● **Information given**:
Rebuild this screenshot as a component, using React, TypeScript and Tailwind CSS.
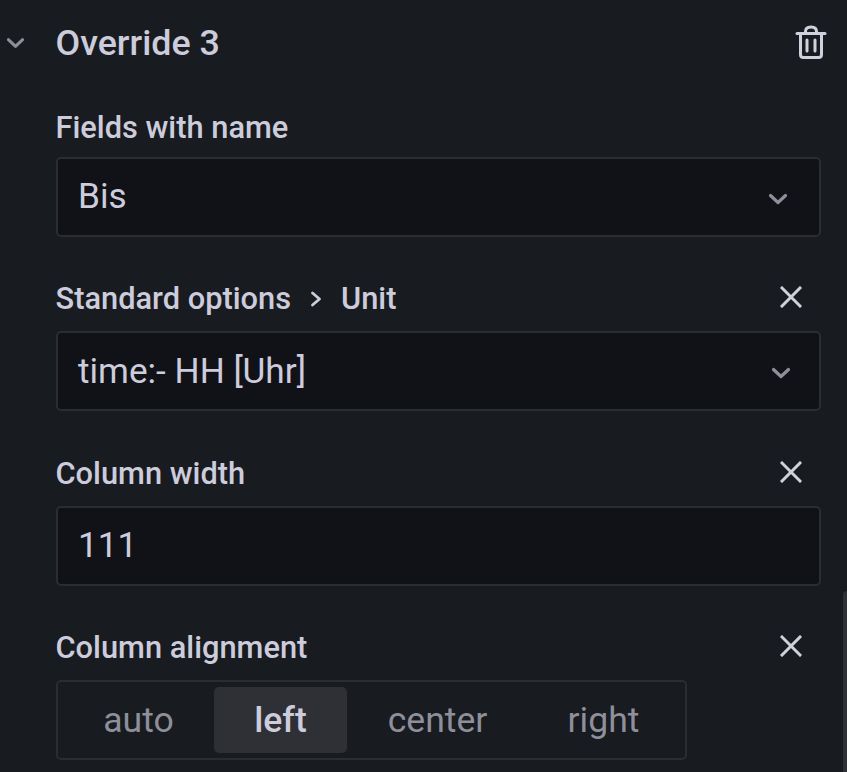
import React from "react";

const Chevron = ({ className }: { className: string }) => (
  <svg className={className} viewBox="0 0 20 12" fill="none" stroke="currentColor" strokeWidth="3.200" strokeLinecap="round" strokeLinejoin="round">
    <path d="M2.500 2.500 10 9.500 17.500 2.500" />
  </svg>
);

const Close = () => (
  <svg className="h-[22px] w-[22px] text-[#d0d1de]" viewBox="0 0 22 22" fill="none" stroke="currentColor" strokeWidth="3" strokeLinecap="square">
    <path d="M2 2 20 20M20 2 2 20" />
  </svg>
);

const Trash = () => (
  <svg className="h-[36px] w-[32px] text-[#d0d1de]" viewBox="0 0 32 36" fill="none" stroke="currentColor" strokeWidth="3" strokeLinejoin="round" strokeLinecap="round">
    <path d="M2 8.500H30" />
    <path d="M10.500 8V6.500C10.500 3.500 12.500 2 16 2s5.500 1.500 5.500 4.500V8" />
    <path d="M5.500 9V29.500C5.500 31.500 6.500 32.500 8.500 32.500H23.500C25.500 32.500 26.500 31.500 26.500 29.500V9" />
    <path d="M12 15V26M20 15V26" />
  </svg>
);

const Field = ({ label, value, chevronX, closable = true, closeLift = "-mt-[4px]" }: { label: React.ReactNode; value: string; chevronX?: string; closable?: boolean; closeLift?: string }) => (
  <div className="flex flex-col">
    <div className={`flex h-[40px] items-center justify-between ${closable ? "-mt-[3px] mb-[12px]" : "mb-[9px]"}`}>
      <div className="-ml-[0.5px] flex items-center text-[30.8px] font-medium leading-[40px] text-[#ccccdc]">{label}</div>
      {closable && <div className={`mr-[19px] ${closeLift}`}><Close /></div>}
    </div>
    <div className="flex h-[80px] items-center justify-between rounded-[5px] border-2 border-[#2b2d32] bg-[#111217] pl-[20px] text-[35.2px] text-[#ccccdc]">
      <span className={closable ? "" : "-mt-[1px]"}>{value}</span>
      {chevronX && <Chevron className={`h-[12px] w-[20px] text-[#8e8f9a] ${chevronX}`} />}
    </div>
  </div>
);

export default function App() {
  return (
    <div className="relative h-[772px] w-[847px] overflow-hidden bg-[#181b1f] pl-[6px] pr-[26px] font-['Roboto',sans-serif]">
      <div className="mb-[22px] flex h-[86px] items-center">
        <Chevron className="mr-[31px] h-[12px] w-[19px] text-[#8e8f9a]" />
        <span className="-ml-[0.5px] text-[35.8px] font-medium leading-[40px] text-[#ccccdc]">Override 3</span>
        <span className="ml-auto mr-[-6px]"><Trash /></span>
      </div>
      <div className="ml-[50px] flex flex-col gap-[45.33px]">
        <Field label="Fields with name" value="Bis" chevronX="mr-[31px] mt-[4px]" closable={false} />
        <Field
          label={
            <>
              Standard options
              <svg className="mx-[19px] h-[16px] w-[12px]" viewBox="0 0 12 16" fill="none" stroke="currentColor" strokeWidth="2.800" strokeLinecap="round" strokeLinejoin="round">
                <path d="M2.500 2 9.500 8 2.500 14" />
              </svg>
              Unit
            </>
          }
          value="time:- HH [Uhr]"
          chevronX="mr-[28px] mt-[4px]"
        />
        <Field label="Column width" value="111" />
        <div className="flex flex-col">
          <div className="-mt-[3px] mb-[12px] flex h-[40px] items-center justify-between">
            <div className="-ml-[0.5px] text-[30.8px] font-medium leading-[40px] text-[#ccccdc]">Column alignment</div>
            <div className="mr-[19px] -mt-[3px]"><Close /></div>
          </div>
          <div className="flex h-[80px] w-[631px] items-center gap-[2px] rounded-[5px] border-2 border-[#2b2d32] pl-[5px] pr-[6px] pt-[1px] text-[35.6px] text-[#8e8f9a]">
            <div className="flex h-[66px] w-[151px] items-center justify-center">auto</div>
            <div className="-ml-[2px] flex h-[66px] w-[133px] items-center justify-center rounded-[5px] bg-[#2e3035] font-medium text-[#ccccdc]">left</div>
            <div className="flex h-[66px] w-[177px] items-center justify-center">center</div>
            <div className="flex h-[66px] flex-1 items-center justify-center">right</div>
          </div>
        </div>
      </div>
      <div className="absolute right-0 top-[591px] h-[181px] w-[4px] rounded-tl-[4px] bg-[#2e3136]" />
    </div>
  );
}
--
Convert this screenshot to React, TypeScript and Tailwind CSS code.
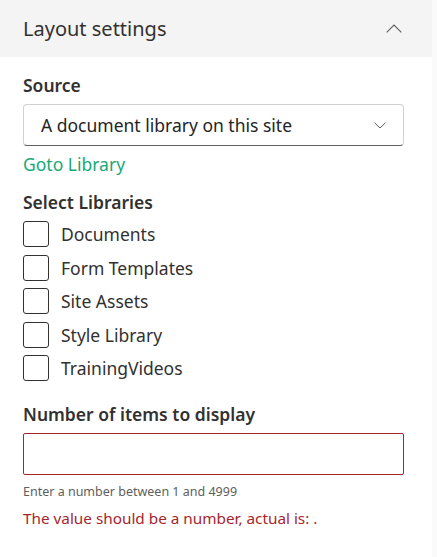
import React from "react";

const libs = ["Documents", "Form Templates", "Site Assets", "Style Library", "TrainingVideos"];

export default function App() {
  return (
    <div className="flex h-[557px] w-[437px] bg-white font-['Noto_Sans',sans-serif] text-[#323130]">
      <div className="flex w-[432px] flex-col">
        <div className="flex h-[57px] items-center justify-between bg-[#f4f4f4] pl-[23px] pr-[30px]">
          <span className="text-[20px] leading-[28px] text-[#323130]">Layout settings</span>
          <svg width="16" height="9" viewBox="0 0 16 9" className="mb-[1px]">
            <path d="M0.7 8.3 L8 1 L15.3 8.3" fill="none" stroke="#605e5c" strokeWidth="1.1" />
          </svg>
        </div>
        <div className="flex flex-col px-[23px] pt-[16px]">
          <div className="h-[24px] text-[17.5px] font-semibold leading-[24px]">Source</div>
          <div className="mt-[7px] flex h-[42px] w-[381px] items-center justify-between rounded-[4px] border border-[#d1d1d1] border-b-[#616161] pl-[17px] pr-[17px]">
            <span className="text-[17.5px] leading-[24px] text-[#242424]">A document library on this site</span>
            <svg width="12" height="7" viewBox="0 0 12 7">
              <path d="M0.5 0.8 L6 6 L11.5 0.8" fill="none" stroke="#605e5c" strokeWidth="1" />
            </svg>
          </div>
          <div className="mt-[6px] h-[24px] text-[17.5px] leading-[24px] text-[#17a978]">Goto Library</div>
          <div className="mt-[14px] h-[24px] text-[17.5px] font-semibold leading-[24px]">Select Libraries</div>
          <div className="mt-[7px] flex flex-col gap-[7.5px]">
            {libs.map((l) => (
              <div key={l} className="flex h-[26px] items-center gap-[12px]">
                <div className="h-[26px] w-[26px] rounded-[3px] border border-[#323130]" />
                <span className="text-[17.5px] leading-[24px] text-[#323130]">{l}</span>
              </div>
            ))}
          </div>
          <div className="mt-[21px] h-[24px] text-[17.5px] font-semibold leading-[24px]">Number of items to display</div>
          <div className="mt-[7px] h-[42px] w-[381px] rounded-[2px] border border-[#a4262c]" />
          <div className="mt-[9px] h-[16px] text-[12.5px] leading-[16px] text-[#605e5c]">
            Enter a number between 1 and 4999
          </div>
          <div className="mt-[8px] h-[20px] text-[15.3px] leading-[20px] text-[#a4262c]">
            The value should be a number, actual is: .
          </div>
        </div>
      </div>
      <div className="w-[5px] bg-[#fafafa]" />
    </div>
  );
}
...
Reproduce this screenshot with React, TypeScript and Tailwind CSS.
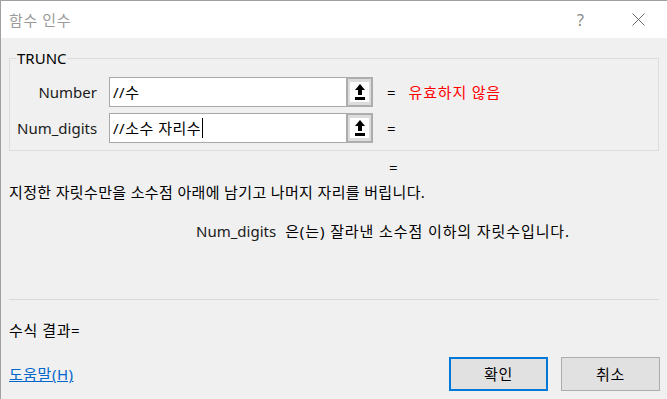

● **Work to complete**:
Find every line that has "React" in it, then return those lines.

● **Result of the task**:
Rebuild this screenshot as a component, using React, TypeScript and Tailwind CSS.
import React from "react";
const Field = ({ label, value, chevronX, closable = true, closeLift = "-mt-[4px]" }: { label: React.ReactNode; value: string; chevronX?: string; closable?: boolean; closeLift?: string }) => (
Convert this screenshot to React, TypeScript and Tailwind CSS code.
import React from "react";
Reproduce this screenshot with React, TypeScript and Tailwind CSS.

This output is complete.